A recent loaf of no–knead was set to rise for 3 to 4 hours and then baked for 30 minutes in a dutch oven, she said. The lid was taken off for the last 5 to 10 minutes. In the past she has also made baguettes, English Muffins and bagels.
In social isolation, “I’m tending to bake more bread,” the retired teacher said. “I don’t eat a lot. I like to give it away.”
Charlotte said she got her first recipe for bread making from Stu Smith of Port Ryerse, an avid bread maker. Her most recent challenge is Sourdough bread. She has tried three different recipes to make the starter and none were to her satisfaction.
For the first one, she said she tried whole wheat flour for the starter. She didn’t like the smell of it and threw it out. She bought a 5 gallon jug of distilled water in case that made a difference.
The second one she tried was with potato water.

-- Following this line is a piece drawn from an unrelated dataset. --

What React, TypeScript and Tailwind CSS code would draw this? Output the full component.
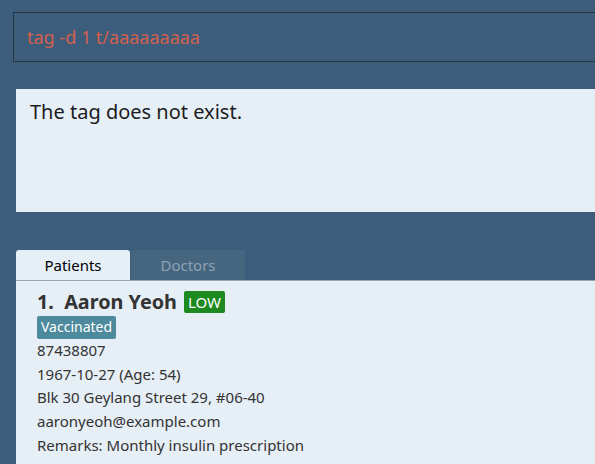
import React from "react";

export default function App() {
  const font = { fontFamily: '"Noto Sans", "Open Sans", sans-serif' };
  return (
    <div className="w-[595px] h-[464px] overflow-hidden bg-[#3c5d7c] flex flex-col" style={font}>
      <div className="pt-[12px] pl-[13px]">
        <div className="w-[600px] h-[50px] border border-[#263544] flex items-center pl-[13px]">
          <span className="text-[18px] text-[#d4604c] leading-none pb-[1px]">tag -d 1 t/aaaaaaaaa</span>
        </div>
      </div>
      <div className="pt-[27px] pl-[16px]">
        <div className="w-[600px] h-[123px] bg-[#e6eef6] pl-[14px] pt-[10px]">
          <span className="text-[20px] text-[#1c1c1c] leading-[26px]">The tag does not exist.</span>
        </div>
      </div>
      <div className="pt-[38px] pl-[16px] flex flex-col">
        <div className="flex gap-[1px] h-[31px] border-b border-[#9aa5b1] w-[600px]">
          <div className="w-[114px] h-[30px] bg-[#e6eef6] rounded-t-[3px] flex items-center justify-center text-[15px] text-black">Patients</div>
          <div className="w-[114px] h-[30px] bg-[#46667f] rounded-t-[3px] flex items-center justify-center text-[15px] text-[#8ea2b5]">Doctors</div>
        </div>
        <div className="w-[600px] h-[200px] bg-[#e6eef6] pl-[21px] pt-[9px] text-[#333333]">
          <div className="flex items-center gap-[7px] h-[24px]">
            <span className="text-[19.8px] font-bold leading-none">1.&nbsp;&nbsp;Aaron Yeoh</span>
            <span className="bg-[#1d8a1f] text-white text-[15px] leading-none px-[4px] py-[3.5px] rounded-[2px]">LOW</span>
          </div>
          <div className="mt-[2px] flex">
            <span className="bg-[#4d8a9d] text-white text-[14px] leading-none px-[4px] py-[4px] pb-[5px] rounded-[2px]">Vaccinated</span>
          </div>
          <div className="text-[15px] leading-[23.7px]">
            <div>87438807</div>
            <div>1967-10-27 (Age: 54)</div>
            <div>Blk 30 Geylang Street 29, #06-40</div>
            <div>aaronyeoh@example.com</div>
            <div>Remarks: Monthly insulin prescription</div>
          </div>
        </div>
      </div>
    </div>
  );
}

Potatoes are high in starch which is ideal for culturing yeast. She got a thin hooch layer that she drained off but didn’t get the rise she was expecting. It and a third attempt using another recipe also went the way of the first trial.
Now, Charlotte said, a friend has offered her some sourdough starter. But, she also learned from Brad Lewis at Urban Parisian that sometimes it takes two to three weeks for the starter to take; much more than two to three days.
“It’s frustrating that I’m not seeing success with this,” Charlotte said. Well known for her great tasting home-made bake goods of everything from bread to pies to cakes, she will be making another attempt to get a good starter going.
Charlotte also gives much of what she makes away. She has been successful in getting the flour she needs at Mike’s No Frills.